Hybrid funds — read the fine print
Hybrid funds are taxed based on portfolio composition, not name:
- Aggressive Hybrid (65%+ equity): taxed as equity (STCG 20%, LTCG 12.5%)
- Balanced Hybrid (40-60% equity): taxed as debt (slab rate)
- Conservative Hybrid (10-25% equity): taxed as debt (slab rate)
- Arbitrage funds (>65% equity-derivative): taxed as equity
Arbitrage funds deserve special attention — they typically deliver 6-7% returns with equity taxation, making them excellent post-tax alternatives to debt funds for short-horizon money.
International funds — taxed as debt
Funds investing primarily in foreign stocks are taxed as debt — slab rate regardless of holding period. This significantly reduces the after-tax attractiveness of international funds for high-bracket investors. Consider direct international ETF exposure via LRS (₹250,000/year limit) where capital gains rules differ.
SWP vs dividends — the underrated tax efficiency
Dividends from mutual funds are taxed at slab rate. For a 30% bracket investor, a 5% dividend yield becomes 3.5% post-tax. By contrast, SWP redemptions trigger LTCG at 12.5% (after exemption), and only the gains portion is taxed — not the entire withdrawal.
Example: ₹50,000 SWP from a fund with 40% gain component = ₹20,000 gain. If within annual ₹1.25L LTCG exemption: zero tax. Even if exceeding exemption: 12.5% on ₹20,000 = ₹2,500. The same ₹50,000 as dividend: ₹15,000 tax at 30% slab. SWP wins by ₹12,500.
SWP Calculator
Plan your post-retirement income via SWP — far more tax-efficient than dividend strategies.
LTCG harvesting — a strategy you must use
LTCG harvesting is the practice of redeeming long-held units up to the ₹1.25 lakh exemption each year — and immediately reinvesting. The benefit: you reset your cost basis higher, reducing future LTCG when you actually need to exit.
- Identify equity fund units held over 12 months
- Calculate gains on each tranche (FIFO basis)
- Redeem units totalling gains close to (but not exceeding) ₹1.25 L
- Reinvest the proceeds into the same or similar fund
- Pay zero tax; your new cost basis is the higher recent NAV
Done annually for 20 years, this strategy can save ₹4-6 lakh in cumulative LTCG. For high-net-worth households, the savings can be significantly larger.

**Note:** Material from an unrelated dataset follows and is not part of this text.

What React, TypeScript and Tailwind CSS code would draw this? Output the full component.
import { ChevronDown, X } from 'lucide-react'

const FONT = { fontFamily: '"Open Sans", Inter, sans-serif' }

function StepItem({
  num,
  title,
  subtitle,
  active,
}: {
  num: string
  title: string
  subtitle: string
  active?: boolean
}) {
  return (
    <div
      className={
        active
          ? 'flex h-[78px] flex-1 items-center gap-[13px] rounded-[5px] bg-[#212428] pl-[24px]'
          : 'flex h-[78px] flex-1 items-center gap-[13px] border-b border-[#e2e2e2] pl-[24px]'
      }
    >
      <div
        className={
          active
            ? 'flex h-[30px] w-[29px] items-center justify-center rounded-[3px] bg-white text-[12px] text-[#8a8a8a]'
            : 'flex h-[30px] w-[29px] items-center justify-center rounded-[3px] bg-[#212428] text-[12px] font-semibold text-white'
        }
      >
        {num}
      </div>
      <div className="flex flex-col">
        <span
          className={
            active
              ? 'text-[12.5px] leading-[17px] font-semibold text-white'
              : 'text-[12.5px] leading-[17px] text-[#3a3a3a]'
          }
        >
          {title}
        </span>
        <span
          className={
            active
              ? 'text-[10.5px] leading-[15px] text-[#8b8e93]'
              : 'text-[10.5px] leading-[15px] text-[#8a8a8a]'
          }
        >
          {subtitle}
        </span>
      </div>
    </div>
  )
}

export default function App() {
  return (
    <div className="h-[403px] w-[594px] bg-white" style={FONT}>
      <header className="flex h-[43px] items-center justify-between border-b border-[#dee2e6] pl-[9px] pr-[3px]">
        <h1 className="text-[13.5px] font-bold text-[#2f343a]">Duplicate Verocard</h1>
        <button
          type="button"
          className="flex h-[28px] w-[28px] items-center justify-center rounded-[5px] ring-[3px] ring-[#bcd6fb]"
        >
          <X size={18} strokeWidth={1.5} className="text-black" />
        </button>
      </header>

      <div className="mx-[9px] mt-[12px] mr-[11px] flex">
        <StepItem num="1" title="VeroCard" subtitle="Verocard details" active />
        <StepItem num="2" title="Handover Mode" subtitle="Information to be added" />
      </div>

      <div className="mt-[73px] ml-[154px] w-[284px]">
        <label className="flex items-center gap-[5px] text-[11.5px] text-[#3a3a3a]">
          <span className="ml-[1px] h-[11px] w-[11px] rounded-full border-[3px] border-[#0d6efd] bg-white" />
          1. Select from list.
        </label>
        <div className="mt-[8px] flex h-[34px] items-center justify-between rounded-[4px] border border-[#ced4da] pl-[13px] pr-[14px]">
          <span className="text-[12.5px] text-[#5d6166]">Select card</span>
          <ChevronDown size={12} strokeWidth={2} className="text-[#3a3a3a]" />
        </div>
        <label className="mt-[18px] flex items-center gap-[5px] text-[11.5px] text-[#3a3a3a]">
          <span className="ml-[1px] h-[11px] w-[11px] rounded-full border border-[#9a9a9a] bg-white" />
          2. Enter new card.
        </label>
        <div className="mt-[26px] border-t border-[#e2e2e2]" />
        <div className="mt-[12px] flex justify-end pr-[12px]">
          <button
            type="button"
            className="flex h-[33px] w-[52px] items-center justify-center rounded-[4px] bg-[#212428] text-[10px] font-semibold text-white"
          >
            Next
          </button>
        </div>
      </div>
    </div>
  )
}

STT, stamp duty and other small charges
Beyond capital gains, mutual fund transactions attract: stamp duty 0.005% on purchases, STT 0.001% on equity fund redemptions, exit loads (typically 1% if redeemed within 1 year) for some funds. Small individually, but worth knowing.

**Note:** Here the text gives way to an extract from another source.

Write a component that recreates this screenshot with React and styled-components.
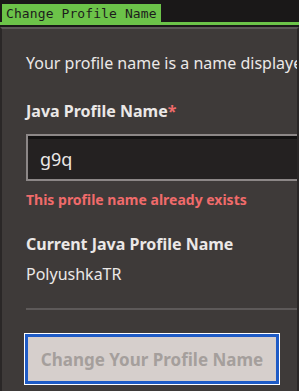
import React from 'react';
import styled, {createGlobalStyle} from 'styled-components';

const GlobalStyle = createGlobalStyle`
    html, body {
        margin: 0;
        padding: 0;
        background: #1a1818;
    }
    * {
        box-sizing: border-box;
    }
`;

const App = () => {
    return (
        <>
            <GlobalStyle />
            <Page>
                <TabRow>
                    <Tab>Change Profile Name</Tab>
                </TabRow>
                <GreenBar />
                <Panel>
                    <Intro>Your profile name is a name displayed to other players in game.</Intro>
                    <Label $top={26}>Java Profile Name<Required>*</Required></Label>
                    <Input defaultValue="g9q" />
                    <ErrorText>This profile name already exists</ErrorText>
                    <Label $top={24}>Current Java Profile Name</Label>
                    <Value>PolyushkaTR</Value>
                    <Divider />
                    <Button disabled>Change Your Profile Name</Button>
                </Panel>
            </Page>
        </>
    );
}

const Page = styled.div`
    width: 299px;
    height: 391px;
    display: flex;
    flex-direction: column;
    overflow: hidden;
    background: #1a1818;
`;

const TabRow = styled.div`
    display: flex;
    padding: 4px 0 0 2px;
`;

const Tab = styled.div`
    width: 159px;
    height: 18px;
    background: #6cc349;
    color: #1c1c1c;
    font-family: "DejaVu Sans Mono", monospace;
    font-size: 13px;
    line-height: 19px;
    padding-left: 4px;
    letter-spacing: 0.1px;
`;

const GreenBar = styled.div`
    height: 3px;
    background: #6cc349;
`;

const Panel = styled.div`
    flex: 1;
    margin-top: 2px;
    border-top: 2px solid #5b5757;
    border-left: 2px solid #2a2727;
    border-right: 2px solid #2a2727;
    background: #3e3a39;
    padding: 23px 0 0 24px;
    overflow: hidden;
    font-family: "Noto Sans", sans-serif;
`;

const Intro = styled.div`
    color: #ebe8e7;
    font-size: 16px;
    line-height: 22px;
    white-space: nowrap;
`;

const Label = styled.div`
    margin-top: ${p => p.$top}px;
    color: #ebe8e7;
    font-size: 16px;
    font-weight: 700;
    line-height: 22px;
    white-space: nowrap;
`;

const Required = styled.span`
    color: #f06b6b;
`;

const Input = styled.input`
    display: block;
    margin-top: 12px;
    width: 300px;
    height: 47px;
    border: 2px solid #8c8787;
    background: #242121;
    box-shadow: inset 0 3px 0 #121111;
    color: #ebe8e7;
    font-family: "Noto Sans", sans-serif;
    font-size: 18px;
    padding: 2px 12px 0;
    outline: none;
`;

const ErrorText = styled.div`
    margin-top: 10px;
    color: #f06b6b;
    font-size: 14px;
    font-weight: 700;
    line-height: 18px;
    white-space: nowrap;
`;

const Value = styled.div`
    margin-top: 8px;
    color: #ebe8e7;
    font-size: 16px;
    line-height: 22px;
`;

const Divider = styled.div`
    margin-top: 23px;
    height: 2px;
    background: #5d5959;
`;

const Button = styled.button`
    display: block;
    margin: 24px 0 0 -1px;
    width: 254px;
    height: 50px;
    border: 3px solid #1e5bc6;
    outline: 1px solid #ffffff;
    outline-offset: 0;
    background: #d6cfcc;
    color: #a59f9c;
    font-family: "Noto Sans", sans-serif;
    font-size: 17px;
    font-weight: 700;
    padding: 0;
`;

export default App;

Income Tax Calculator (FY 2026-27)
Compute your total tax including mutual fund LTCG and STCG.
EPF, ELSS, PPF, LIC
The one-page summary
| Fund type | <12 months tax | >12 months tax |
|---|---|---|
| Equity (>65% Indian equity) | 20% STCG | 12.5% LTCG (₹1.25L exempt) |
| Debt (<35% equity) | Slab rate | Slab rate |
| Aggressive hybrid (>65% eq) | 20% STCG | 12.5% LTCG (₹1.25L exempt) |
| Balanced hybrid | Slab rate | Slab rate |
| Arbitrage | 20% STCG | 12.5% LTCG (₹1.25L exempt) |
| International equity | Slab rate | Slab rate |
Combine these rules with our top 5 tax-saving investments and old vs new regime guide for a complete tax-optimised portfolio.
Frequently asked questions
Q.Are ELSS funds taxed differently from regular equity funds?
No, same rules apply after the 3-year lock-in. The 80C benefit is upfront; capital gains tax is identical to any other equity fund.
Q.What happens to indexation benefit I had on old debt fund holdings?
Debt fund units purchased before April 1, 2023 still get indexation benefit if held over 3 years. Units purchased after lose this benefit entirely.
Q.Is dividend reinvestment also taxed?
Yes. Dividends are taxed at slab rate even if reinvested. Always prefer growth option over dividend option for tax efficiency.
Q.How does the ₹1.25 L LTCG exemption work across multiple funds?
It's aggregated across all equity holdings — direct stocks, equity mutual funds, ETFs. Total annual LTCG up to ₹1.25 L is exempt; excess is taxed at 12.5%.